Mit Geduld und Beharrlichkeit unterstützt sie die Jobsuchenden. Und mit einer großen Fähigkeit, zu motivieren. Aber das sind nicht die einzigen Qualifikationen, die sie aus ihrem früheren Leben als Nonne für diesen Job mitbringt. Es ist auch die individuelle Wertschätzung für die Menschen, die vor ihr sitzen.

"Die Motivation brauchen die Leute, sie haben schon genug gehört, dass sie zu alt sind."

Aber sie verschweigt auch nicht, dass der Job manchmal an ihre Grenzen geht.

"Manchmal die Nerven sind schon ganz am Ende."

Und wenn es mal nicht so klappen will mit der Jobvermittlung, dann intensiviert sie ihren Draht "nach oben" sagt sie halb augenzwinkernd, halb ernst. Über ihre Zeit im Kloster denkt sie bis heute positiv:

"Diese 14 Jahre im Kloster werde ich nicht als Fehler betrachten, ich bin dankbar. Gott ist für mich weiter eine lebendige Person, das ist nicht irgendein unbekannter Objekt, das ist eine Person, die ein festen Platz in meinem Leben hat."

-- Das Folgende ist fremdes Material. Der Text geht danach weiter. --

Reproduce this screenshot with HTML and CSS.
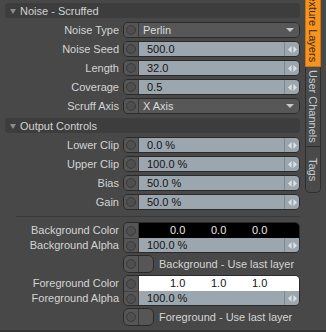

Doch dann unterbricht sie das Gespräch. Sie muss noch einen dringenden Anruf tätigen. Und während des Gesprächs zeigt sie auf die Uhr und gibt mit Gesten und Mimik zu verstehen, dass sie jetzt keine Zeit zum Plaudern mehr hat, draußen auf dem Flur warten noch Kunden und auf dem Schreibtisch ein Stapel Akten.